Speaking to the The Maryborough Advertiser Mr McGlone said that: “Daniel Andrews has made a commitment that should the RET be scrapped at a federal level Labor will revisit the VRET and re-instate it,” he said. “I’m obviously going to be deeply in favour of that.”
The federal government is currently reviewing the national renewable energy target, and its review flagged as one option closing the scheme to new entrants which would decimate Australia’s renewable energy industry.

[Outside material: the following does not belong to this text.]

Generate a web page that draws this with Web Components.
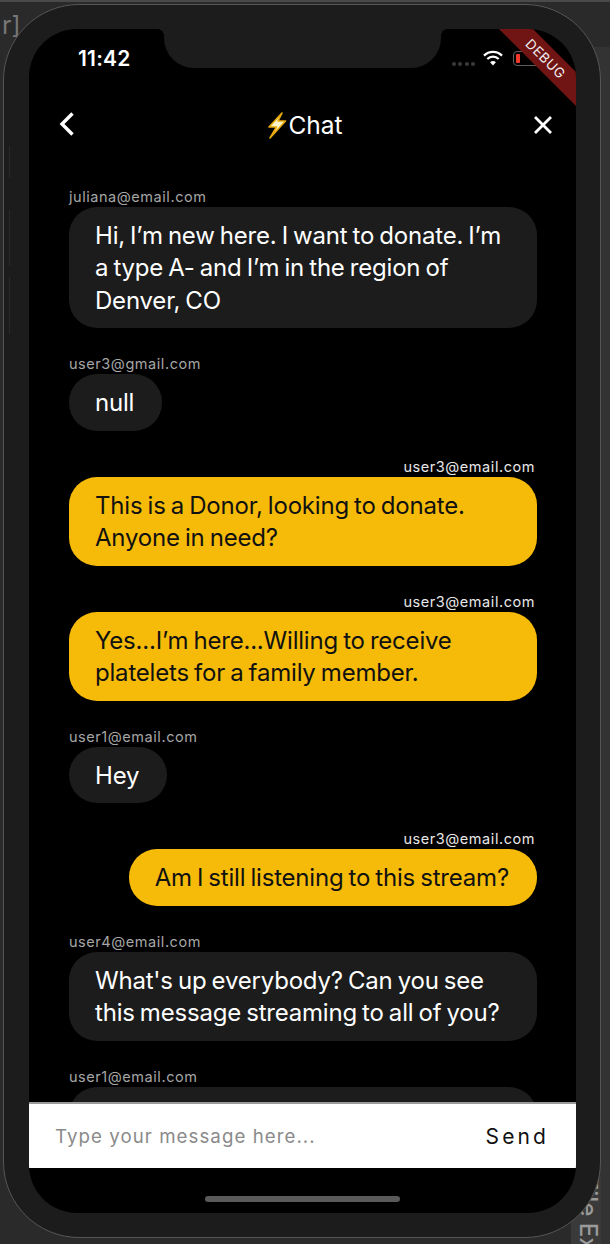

Environment Victoria CEO Mark Wakeham said today:
“We are encouraged by reports that the Victorian ALP is considering reintroducing a state-based renewable energy target. Previously the ALP has committed to developing a renewable energy jobs plan for the state, though the only firm commitment they have made so far on renewable energy is to repeal the Coalition’s planning laws which discriminate against new windfarms.”
“With just 58 days until the state election it is time that we had clarity from all parties on their renewable energy policies. Unfortunately the last four years under the Coalition Government have seen nothing but a series of attacks on Victoria’s renewable energy industry, with investments in wind and solar being discouraged, and energy efficiency programs scrapped.”
“Reintroducing a state-based renewable energy target would give Victorian renewable energy developers the confidence that they need to invest in large new projects that will create jobs and investment in regional communities. Environment Victoria would strongly welcome a commitment to a Victorian Renewable Energy Target from all parties contesting the election.”
“The Greens recently committed to introducing a Victorian renewable energy target of at least 90 percent by 2030, though it is unknown if delivering on this policy is a condition of them forming government or approving the state budget if they are in such a position of influence post-election.”
“Renewable energy enjoys massive support among Victorians both in the city and country, with polls showing four out of five Victorians support more investment in renewables. With Victoria having the most polluting power supply in the country we need a clear plan from all parties contesting the November election outlining how they would clean up the state’s power supply.”